Direction: Leave the pictures out. Return all other data exactly.

Collected data:
□ □ □ □ □ □ □

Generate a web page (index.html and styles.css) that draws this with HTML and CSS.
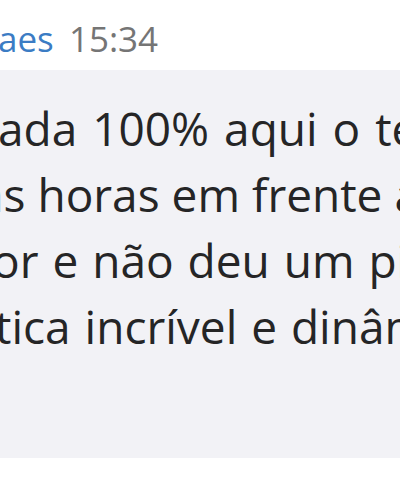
FILE: index.html
```html
<!DOCTYPE html>
<html lang="pt">
<head>
<meta charset="utf-8">
<link rel="stylesheet" href="styles.css">
</head>
<body>
<div class="page">
  <div class="header">
    <span class="name">aes</span>
    <span class="time">15:34</span>
  </div>
  <div class="bubble">
    <div class="line l1">ada 100% aqui o te</div>
    <div class="line l2">as horas em frente a</div>
    <div class="line l3">or e não deu um pi</div>
    <div class="line l4">tica incrível e dinâm</div>
  </div>
  <div class="below"></div>
</div>
</body>
</html>
```
FILE: styles.css
```css
html, body {
  margin: 0;
  padding: 0;
  background: #ffffff;
}
.page {
  width: 400px;
  height: 500px;
  overflow: hidden;
  font-family: "Open Sans", "Noto Sans", sans-serif;
}
.header {
  height: 70px;
  box-sizing: border-box;
  padding-top: 16px;
  font-size: 35px;
  line-height: 46px;
  white-space: nowrap;
  margin-left: -2px;
}
.name {
  color: #3b7cc4;
}
.time {
  color: #757575;
  margin-left: 6px;
}
.bubble {
  height: 388px;
  background: #f2f2f6;
  box-sizing: border-box;
  padding-top: 25px;
  overflow: hidden;
}
.line {
  font-size: 46px;
  line-height: 66px;
  color: #252526;
  white-space: nowrap;
  word-spacing: 2px;
}
.l1 {
  margin-left: -2px;
  word-spacing: 3px;
}
.l2 {
  margin-left: -22px;
  word-spacing: 0;
}
.l3 {
  margin-left: -8px;
}
.l4 {
  margin-left: -5px;
}
.below {
  height: 42px;
  background: #ffffff;
}
```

□ □ □ □ □ □ □

Solution for this problem:
Generate a web page (index.html and styles.css) that draws this with HTML and CSS.
FILE: index.html
```html
<!DOCTYPE html>
<html lang="pt">
<head>
<meta charset="utf-8">
<link rel="stylesheet" href="styles.css">
</head>
<body>
<div class="page">
  <div class="header">
    <span class="name">aes</span>
    <span class="time">15:34</span>
  </div>
  <div class="bubble">
    <div class="line l1">ada 100% aqui o te</div>
    <div class="line l2">as horas em frente a</div>
    <div class="line l3">or e não deu um pi</div>
    <div class="line l4">tica incrível e dinâm</div>
  </div>
  <div class="below"></div>
</div>
</body>
</html>
```
FILE: styles.css
```css
html, body {
  margin: 0;
  padding: 0;
  background: #ffffff;
}
.page {
  width: 400px;
  height: 500px;
  overflow: hidden;
  font-family: "Open Sans", "Noto Sans", sans-serif;
}
.header {
  height: 70px;
  box-sizing: border-box;
  padding-top: 16px;
  font-size: 35px;
  line-height: 46px;
  white-space: nowrap;
  margin-left: -2px;
}
.name {
  color: #3b7cc4;
}
.time {
  color: #757575;
  margin-left: 6px;
}
.bubble {
  height: 388px;
  background: #f2f2f6;
  box-sizing: border-box;
  padding-top: 25px;
  overflow: hidden;
}
.line {
  font-size: 46px;
  line-height: 66px;
  color: #252526;
  white-space: nowrap;
  word-spacing: 2px;
}
.l1 {
  margin-left: -2px;
  word-spacing: 3px;
}
.l2 {
  margin-left: -22px;
  word-spacing: 0;
}
.l3 {
  margin-left: -8px;
}
.l4 {
  margin-left: -5px;
}
.below {
  height: 42px;
  background: #ffffff;
}
```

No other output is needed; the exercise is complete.